• _What is asked_: Begin with the first line of the material and write out each line exactly, ending with the line that contains "color: #1e1a1a;". Pictures are not part of the copy.

• _Collected material_:
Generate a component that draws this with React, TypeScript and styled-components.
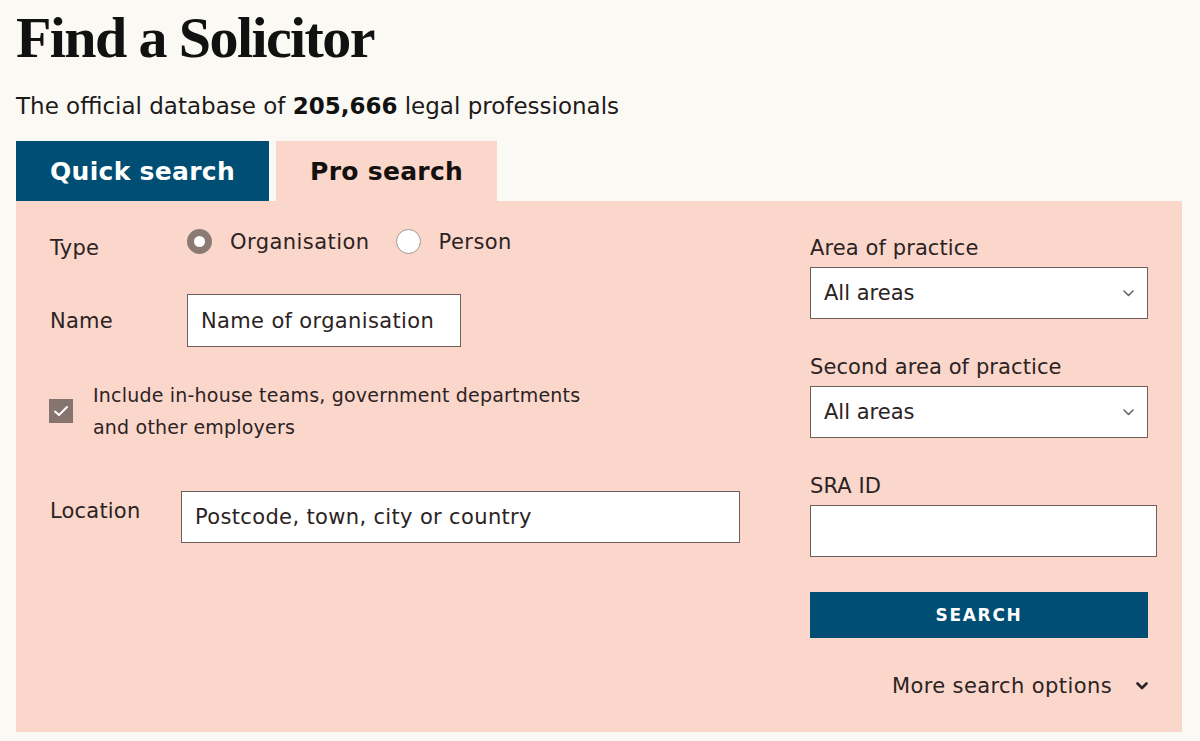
import { useState } from "react";
import styled, { createGlobalStyle } from "styled-components";

const sans = `"DejaVu Sans", "Noto Sans", sans-serif`;
const ink = "#2b2323";
const brown = "#8b7a73";
const blue = "#004e73";
const pink = "#fbd6cb";

const GlobalStyle = createGlobalStyle`
  body {
    margin: 0;
    background: #fbf9f4;
    font-family: ${sans};
    color: ${ink};
  }
  * { box-sizing: border-box; }
`;

const Page = styled.div`
  width: 1200px;
  padding: 0 18px 0 16px;
`;

const Heading = styled.h1`
  margin: 9px 0 0;
  font-family: "Liberation Serif", "Times New Roman", serif;
  font-weight: 700;
  font-size: 58px;
  line-height: 58px;
  letter-spacing: -1.6px;
  color: #111;
`;

const Subtitle = styled.p`
  margin: 24px 0 0;
  font-size: 23px;
  line-height: 30px;
  color: #1e1a1a;

  strong {
    font-weight: 700;
    color: #111;
  }
`;

const Tabs = styled.div`
  display: flex;
  gap: 7px;
  margin-top: 20px;
`;

const Tab = styled.button<{ $active: boolean }>`
  height: 60px;
  padding: 0 34px;
  border: none;
  font-family: ${sans};
  font-weight: 700;
  font-size: 25px;
  letter-spacing: 0.3px;
  cursor: pointer;
  background: ${(p) => (p.$active ? pink : blue)};
  color: ${(p) => (p.$active ? "#141010" : "#fff")};
`;

const Panel = styled.div`
  width: 1166px;
  height: 531px;
  background: ${pink};
  padding: 28px 25px 0 34px;
  display: flex;
  gap: 70px;
`;

const LeftCol = styled.div`
  width: 690px;
  display: flex;
  flex-direction: column;
`;

const Row = styled.div<{ $top?: number; $align?: string }>`
  display: flex;
  align-items: ${(p) => p.$align ?? "flex-start"};
  margin-top: ${(p) => p.$top ?? 0}px;
`;

const RowLabel = styled.label<{ $width: number; $pad?: number }>`
  width: ${(p) => p.$width}px;
  flex-shrink: 0;
  padding-top: ${(p) => p.$pad ?? 0}px;
  font-size: 21px;
  line-height: 24px;
  letter-spacing: 0.2px;
`;

const RadioGroup = styled.div`
  display: flex;
  align-items: center;
  gap: 26px;
`;

const RadioOption = styled.label`
  display: flex;
  align-items: center;
  gap: 18px;
  font-size: 21px;
  line-height: 24px;
  letter-spacing: 0.45px;
  cursor: pointer;
`;

const Radio = styled.input`
  appearance: none;
  margin: 0;
  width: 25px;
  height: 25px;
  border-radius: 50%;
  background: #fff;
  border: 1px solid #a39690;
  cursor: pointer;

  &:checked {
    border: 7.5px solid ${brown};
  }
`;

const TextInput = styled.input<{ $width: number; $height?: number }>`
  width: ${(p) => p.$width}px;
  height: ${(p) => p.$height ?? 52}px;
  margin: 0;
  padding: 0 13px;
  border: 1px solid #6d605b;
  border-radius: 0;
  background: #fff;
  font-family: ${sans};
  font-size: 21px;
  letter-spacing: 0.35px;
  color: ${ink};

  &::placeholder {
    color: ${ink};
    opacity: 1;
  }
`;

const CheckRow = styled.label`
  display: flex;
  align-items: center;
  gap: 20px;
  margin: 32px 0 0 -1px;
  cursor: pointer;
`;

const CheckBox = styled.span<{ $checked: boolean }>`
  width: 24px;
  height: 24px;
  flex-shrink: 0;
  display: flex;
  align-items: center;
  justify-content: center;
  background: ${(p) => (p.$checked ? "#85756e" : "#fff")};
  border: 1px solid #85756e;
`;

const CheckText = styled.span`
  max-width: 510px;
  font-size: 19px;
  line-height: 32px;
  letter-spacing: 0.2px;
`;

const RightCol = styled.div`
  width: 347px;
  padding-top: 7px;
  display: flex;
  flex-direction: column;
`;

const Field = styled.div<{ $top?: number }>`
  display: flex;
  flex-direction: column;
  margin-top: ${(p) => p.$top ?? 0}px;
`;

const FieldLabel = styled.label`
  font-size: 21px;
  line-height: 24px;
  letter-spacing: 0.1px;
  margin-bottom: 7px;
`;

const SelectWrap = styled.div`
  position: relative;
  width: 338px;
`;

const Select = styled.select`
  appearance: none;
  width: 100%;
  height: 52px;
  margin: 0;
  padding: 0 13px;
  border: 1px solid #6d605b;
  border-radius: 0;
  background: #fff;
  font-family: ${sans};
  font-size: 21px;
  color: ${ink};
`;

const SelectArrow = styled.svg`
  position: absolute;
  right: 14px;
  top: 23px;
  pointer-events: none;
`;

const SearchButton = styled.button`
  width: 338px;
  height: 46px;
  margin-top: 35px;
  border: none;
  background: ${blue};
  color: #fff;
  font-family: ${sans};
  font-weight: 700;
  font-size: 17px;
  letter-spacing: 1.7px;
  cursor: pointer;
`;

const MoreOptions = styled.button`
  width: 338px;
  margin-top: 36px;
  padding: 0;
  border: none;
  background: none;
  display: flex;
  align-items: center;
  justify-content: flex-end;
  gap: 24px;
  font-family: ${sans};
  font-size: 21px;
  line-height: 24px;
  letter-spacing: 0.4px;
  color: ${ink};
  cursor: pointer;
`;

function Chevron() {
  return (
    <svg width="12" height="8" viewBox="0 0 12 8">
      <polyline points="1.5,1.5 6,6 10.5,1.5" fill="none" stroke={ink} strokeWidth="2.6" strokeLinecap="round" strokeLinejoin="round" />
    </svg>
  );
}

function AreaSelect({ id }: { id: string }) {
  return (
    <SelectWrap>
      <Select id={id} defaultValue="all">
        <option value="all">All areas</option>
      </Select>
      <SelectArrow width="11" height="7" viewBox="0 0 11 7">
        <polyline points="1,1 5.5,5.5 10,1" fill="none" stroke="#6b6461" strokeWidth="1.6" strokeLinecap="round" strokeLinejoin="round" />
      </SelectArrow>
    </SelectWrap>
  );
}

export default function App() {
  const [tab, setTab] = useState<"quick" | "pro">("pro");
  const [type, setType] = useState<"org" | "person">("org");
  const [include, setInclude] = useState(true);

  return (
    <Page>
      <GlobalStyle />
      <Heading>Find a Solicitor</Heading>
      <Subtitle>
        The official database of <strong>205,666</strong> legal professionals
      </Subtitle>

      <Tabs>
        <Tab $active={tab === "quick"} onClick={() => setTab("quick")}>Quick search</Tab>
        <Tab $active={tab === "pro"} onClick={() => setTab("pro")}>Pro search</Tab>
      </Tabs>

      <Panel>
        <LeftCol>
          <Row>
            <RowLabel $width={137} $pad={7}>Type</RowLabel>
            <RadioGroup>
              <RadioOption>
                <Radio type="radio" name="type" checked={type === "org"} onChange={() => setType("org")} />
                Organisation
              </RadioOption>
              <RadioOption>
                <Radio type="radio" name="type" checked={type === "person"} onChange={() => setType("person")} />
                Person
              </RadioOption>
            </RadioGroup>
          </Row>

          <Row $top={34} $align="center">
            <RowLabel $width={137} htmlFor="name">Name</RowLabel>
            <TextInput id="name" $width={274} $height={53} placeholder="Name of organisation" />
          </Row>

          <CheckRow onClick={() => setInclude(!include)}>
            <CheckBox $checked={include}>
              {include && (
                <svg width="16" height="12" viewBox="0 0 16 12">
                  <polyline points="2,6.5 6,10 14,2" fill="none" stroke="#fff" strokeWidth="2" strokeLinecap="round" strokeLinejoin="round" />
                </svg>
              )}
            </CheckBox>
            <CheckText>Include in-house teams, government departments and other employers</CheckText>
          </CheckRow>

          <Row $top={48}>
            <RowLabel $width={131} $pad={8} htmlFor="location">Location</RowLabel>
            <TextInput id="location" $width={559} placeholder="Postcode, town, city or country" />
          </Row>
        </LeftCol>

        <RightCol>
          <Field>
            <FieldLabel htmlFor="area1">Area of practice</FieldLabel>
            <AreaSelect id="area1" />
          </Field>
          <Field $top={36}>
            <FieldLabel htmlFor="area2">Second area of practice</FieldLabel>
            <AreaSelect id="area2" />
          </Field>
          <Field $top={36}>
            <FieldLabel htmlFor="sra">SRA ID</FieldLabel>
            <TextInput id="sra" $width={347} />
          </Field>
          <SearchButton>SEARCH</SearchButton>
          <MoreOptions>
            More search options
            <Chevron />
          </MoreOptions>
        </RightCol>
      </Panel>
    </Page>
  );
}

• _Expected answer_:
Generate a component that draws this with React, TypeScript and styled-components.
import { useState } from "react";
import styled, { createGlobalStyle } from "styled-components";

const sans = `"DejaVu Sans", "Noto Sans", sans-serif`;
const ink = "#2b2323";
const brown = "#8b7a73";
const blue = "#004e73";
const pink = "#fbd6cb";

const GlobalStyle = createGlobalStyle`
  body {
    margin: 0;
    background: #fbf9f4;
    font-family: ${sans};
    color: ${ink};
  }
  * { box-sizing: border-box; }
`;

const Page = styled.div`
  width: 1200px;
  padding: 0 18px 0 16px;
`;

const Heading = styled.h1`
  margin: 9px 0 0;
  font-family: "Liberation Serif", "Times New Roman", serif;
  font-weight: 700;
  font-size: 58px;
  line-height: 58px;
  letter-spacing: -1.6px;
  color: #111;
`;

const Subtitle = styled.p`
  margin: 24px 0 0;
  font-size: 23px;
  line-height: 30px;
  color: #1e1a1a;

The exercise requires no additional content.